▶ _Supplied records_
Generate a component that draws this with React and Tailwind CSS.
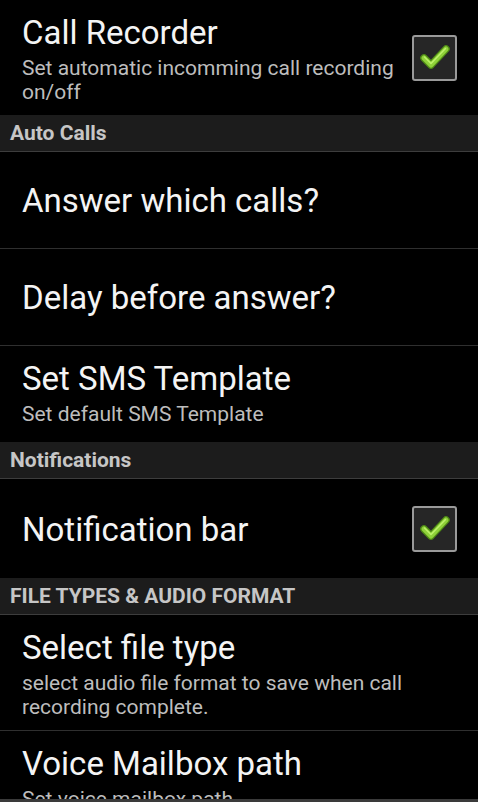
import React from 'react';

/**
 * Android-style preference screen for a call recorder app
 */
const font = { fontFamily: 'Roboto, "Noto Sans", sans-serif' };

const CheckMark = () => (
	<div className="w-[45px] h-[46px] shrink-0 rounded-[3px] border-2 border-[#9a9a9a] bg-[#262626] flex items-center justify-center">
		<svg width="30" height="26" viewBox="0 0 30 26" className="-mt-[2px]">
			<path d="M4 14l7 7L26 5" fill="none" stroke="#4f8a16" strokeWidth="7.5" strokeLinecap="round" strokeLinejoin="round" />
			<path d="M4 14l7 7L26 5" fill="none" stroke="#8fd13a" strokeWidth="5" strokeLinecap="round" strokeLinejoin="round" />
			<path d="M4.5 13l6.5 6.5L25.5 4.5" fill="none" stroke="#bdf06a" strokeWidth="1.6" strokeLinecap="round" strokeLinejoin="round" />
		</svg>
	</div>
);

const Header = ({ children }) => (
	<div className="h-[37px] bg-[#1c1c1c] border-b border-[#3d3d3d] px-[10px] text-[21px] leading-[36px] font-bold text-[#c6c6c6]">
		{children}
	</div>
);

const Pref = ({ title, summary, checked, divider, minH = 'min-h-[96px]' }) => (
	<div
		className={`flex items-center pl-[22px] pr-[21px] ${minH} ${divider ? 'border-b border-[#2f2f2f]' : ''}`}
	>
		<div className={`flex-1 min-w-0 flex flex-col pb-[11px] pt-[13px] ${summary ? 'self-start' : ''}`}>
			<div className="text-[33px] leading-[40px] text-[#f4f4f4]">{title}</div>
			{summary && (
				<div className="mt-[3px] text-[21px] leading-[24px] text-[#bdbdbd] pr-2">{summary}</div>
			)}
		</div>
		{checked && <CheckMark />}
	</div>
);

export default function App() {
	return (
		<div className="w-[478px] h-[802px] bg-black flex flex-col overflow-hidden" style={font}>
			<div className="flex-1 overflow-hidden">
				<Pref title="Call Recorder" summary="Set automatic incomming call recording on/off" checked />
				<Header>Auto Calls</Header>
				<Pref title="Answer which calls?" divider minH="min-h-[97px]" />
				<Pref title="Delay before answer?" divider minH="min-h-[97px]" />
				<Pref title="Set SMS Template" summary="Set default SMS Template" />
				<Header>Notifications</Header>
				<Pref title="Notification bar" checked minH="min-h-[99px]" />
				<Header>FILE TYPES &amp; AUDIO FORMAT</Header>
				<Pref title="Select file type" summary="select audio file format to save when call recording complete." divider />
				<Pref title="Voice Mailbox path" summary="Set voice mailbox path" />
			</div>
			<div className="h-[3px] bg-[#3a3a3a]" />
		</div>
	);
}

--

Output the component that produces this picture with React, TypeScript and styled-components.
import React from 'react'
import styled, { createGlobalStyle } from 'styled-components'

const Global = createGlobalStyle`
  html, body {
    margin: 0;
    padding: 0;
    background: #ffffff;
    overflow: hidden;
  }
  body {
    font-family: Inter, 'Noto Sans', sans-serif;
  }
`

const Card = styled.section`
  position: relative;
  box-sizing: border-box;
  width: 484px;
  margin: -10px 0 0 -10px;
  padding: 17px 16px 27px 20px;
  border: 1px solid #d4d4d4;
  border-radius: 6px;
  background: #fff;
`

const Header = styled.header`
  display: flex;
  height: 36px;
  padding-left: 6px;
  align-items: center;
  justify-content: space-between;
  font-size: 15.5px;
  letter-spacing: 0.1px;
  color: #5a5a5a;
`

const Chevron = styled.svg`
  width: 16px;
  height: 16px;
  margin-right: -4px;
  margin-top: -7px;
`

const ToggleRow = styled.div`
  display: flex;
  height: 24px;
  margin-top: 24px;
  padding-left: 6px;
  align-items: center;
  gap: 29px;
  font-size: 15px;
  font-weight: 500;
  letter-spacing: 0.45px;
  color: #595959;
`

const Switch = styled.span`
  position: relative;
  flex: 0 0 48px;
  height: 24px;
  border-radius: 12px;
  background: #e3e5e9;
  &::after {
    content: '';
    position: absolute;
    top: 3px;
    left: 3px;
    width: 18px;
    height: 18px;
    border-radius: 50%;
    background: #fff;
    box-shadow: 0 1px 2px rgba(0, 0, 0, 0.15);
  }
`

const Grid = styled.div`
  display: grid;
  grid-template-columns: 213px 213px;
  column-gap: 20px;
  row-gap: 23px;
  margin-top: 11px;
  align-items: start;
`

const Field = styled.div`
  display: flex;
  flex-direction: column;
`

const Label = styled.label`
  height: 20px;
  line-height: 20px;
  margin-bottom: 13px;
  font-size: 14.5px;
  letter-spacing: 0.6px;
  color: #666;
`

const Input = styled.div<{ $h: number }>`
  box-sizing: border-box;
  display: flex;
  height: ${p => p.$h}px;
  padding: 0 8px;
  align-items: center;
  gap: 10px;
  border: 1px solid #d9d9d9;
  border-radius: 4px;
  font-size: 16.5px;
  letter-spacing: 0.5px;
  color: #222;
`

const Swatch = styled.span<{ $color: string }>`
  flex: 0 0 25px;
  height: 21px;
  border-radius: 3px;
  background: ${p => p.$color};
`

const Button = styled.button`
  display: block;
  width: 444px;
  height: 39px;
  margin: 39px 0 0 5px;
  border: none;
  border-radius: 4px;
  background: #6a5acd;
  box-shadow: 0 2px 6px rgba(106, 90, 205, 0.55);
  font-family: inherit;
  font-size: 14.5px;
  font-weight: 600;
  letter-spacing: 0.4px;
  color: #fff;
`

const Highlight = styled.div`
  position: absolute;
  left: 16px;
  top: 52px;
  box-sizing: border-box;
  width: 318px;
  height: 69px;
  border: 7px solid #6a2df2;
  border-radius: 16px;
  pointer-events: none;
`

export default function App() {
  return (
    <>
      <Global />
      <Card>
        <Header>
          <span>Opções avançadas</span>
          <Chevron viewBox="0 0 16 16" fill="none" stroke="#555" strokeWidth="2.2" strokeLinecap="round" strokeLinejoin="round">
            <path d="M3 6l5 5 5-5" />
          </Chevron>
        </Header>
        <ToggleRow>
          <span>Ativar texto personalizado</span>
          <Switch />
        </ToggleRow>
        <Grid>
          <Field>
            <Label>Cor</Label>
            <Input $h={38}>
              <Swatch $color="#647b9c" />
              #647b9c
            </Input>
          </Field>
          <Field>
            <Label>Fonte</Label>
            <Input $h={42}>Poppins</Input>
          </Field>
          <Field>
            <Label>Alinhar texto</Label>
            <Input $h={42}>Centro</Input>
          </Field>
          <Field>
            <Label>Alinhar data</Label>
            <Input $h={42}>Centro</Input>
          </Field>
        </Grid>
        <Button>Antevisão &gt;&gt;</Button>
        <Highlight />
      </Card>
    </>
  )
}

▶ _Exercise_
Filter the entries down to the lines with the word "this" in them.

▶ _Finished task_
Generate a component that draws this with React and Tailwind CSS.
Output the component that produces this picture with React, TypeScript and styled-components.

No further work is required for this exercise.